Another popular theory, called ‘managerial power’, says chief executives use their personal influence over sympathetic corporate boards to boost their pay.

Dr Andy Schmulow, a corporate regulation expert at the University of Western Australia, blamed directors for relying on the “fig leaf” of supposedly independent advice.

At most companies, a remuneration committee appointed by the board of directors sets chief executive pay based on the advice of external remuneration consultants.

“If you want to be a successful remuneration consultant, you have to recommend that salaries go up as much as is humanly possible without causing a shareholder backlash,” Schmulow told The New Daily.

A 2003 study, funded by the Labour Council of NSW, estimated that executive and chief executive pay diverged sharply from average weekly earnings in Australia from 1984 onwards. Whatever the cause, executive pay has skyrocketed.

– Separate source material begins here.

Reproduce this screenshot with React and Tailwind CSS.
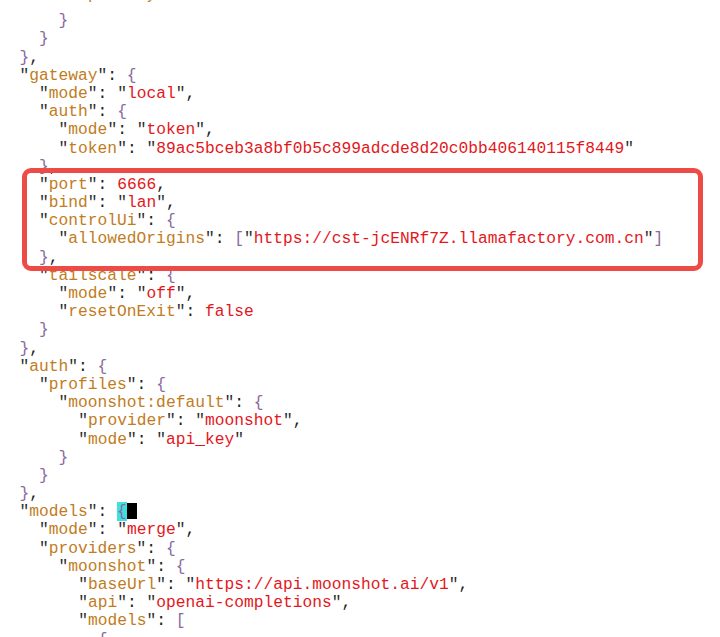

Between 2001 and 2008, just before the global financial crisis, median fixed pay for Australian chief executives rose a staggering 120%, from about $780,000 to $1.7 million, the Australian Council of Superannuation Investors (ACSI) found.

Last year, median pay at the top 100 companies increased by 3.8% to $218,144 for non-executive directors, and by 5.1% to $462,084 for non-executive chairs, ACSI said.

For chief executives at the ASX100, median pay fell -2% in 2015 to $3.8 million, but this was more than made up for by a 5.8% rise in median bonuses to $1.6 million.

The ‘myth’ of the super-talented chief executive

The argument used most often to defend exorbitant chief executive pay is that talent is both rare and indispensable, and must be lured by large pay cheques.

But in his 2014 book Indispensable and Other Myths, US corporate law expert Professor Michael Dorff used the latest academic research to argue that the addition of performance-based incentives (stock options and bonuses) to “already-generous” chief executive salaries since the 1970s has not and cannot improve company performance.

Not only do senior executives have little impact on a company’s stock market value, but performance-based pay can actually erode motivation and sap executives of creativity, analytical reasoning and innovation, causing them to manage companies with a risk-averse and overly short-term view, he wrote.

“The current cult of leadership and lottery-type compensation packages that can result in generational wealth foster precisely the wrong sort of culture for chief executives, one that encourages them to put their own interests first and the company’s last.”

Read more: Former Telstra boss says his $27 million salary was indefensible

‘Follow Germany and the Nordic countries’

To moderate executive pay and improve company performance, Swan said Australia should follow the Nordic example by creating a “more shareholder-focussed governance system”.

Schmulow said we should follow the German policy of ‘Mitbestimmung’, which allows workers at large public and private companies to elect a number of directors. “In the Nordic countries, major shareholders have a much larger say in the remuneration and board appointments, and that could be very easily brought in in Australia.”

After last year’s BHS scandal, UK Prime Minister Theresa May proposed to “reform capitalism” by putting workers on company boards, like in Germany, and to make shareholder votes on remuneration legally binding.

She has since backed away from the worker idea, but seems committed to binding remuneration votes.

Dorff wrote that shareholder votes on executive pay should be made binding rather than advisory, and that large shareholders should be represented on remuneration committees.

In Australia, under the ‘two strikes’ rule introduced in 2011, investors can trigger a board spill if 25% or more of a company’s shares are voted against two consecutive remuneration reports.

Or do we focus on shareholders too much?

In a recent book, South Korean economist Dr Ha-Joon Chang complained that the principle of “shareholder value maximisation”, dominant since the 1980s, has resulted in the complete opposite for both shareholders and the wider economy.

“The managers saw their compensation rising through the roof, but shareholders stopped questioning their pay packages, as they were happy with ever-rising share prices and dividends,” he said.

Under this principle, long-term performance is sacrificed for short-term share price growth. Employee wages, long-term investment, inventories and middle-level mangers were “ruthlessly” gutted, and governments pressured to lower corporate tax rates. The resulting profits have been given to shareholders in the form of dividends and share buybacks in order to keep the market happy, Chang wrote.

“This unholy alliance between the professional managers and the shareholders was all financed by squeezing the other stakeholders in the company.”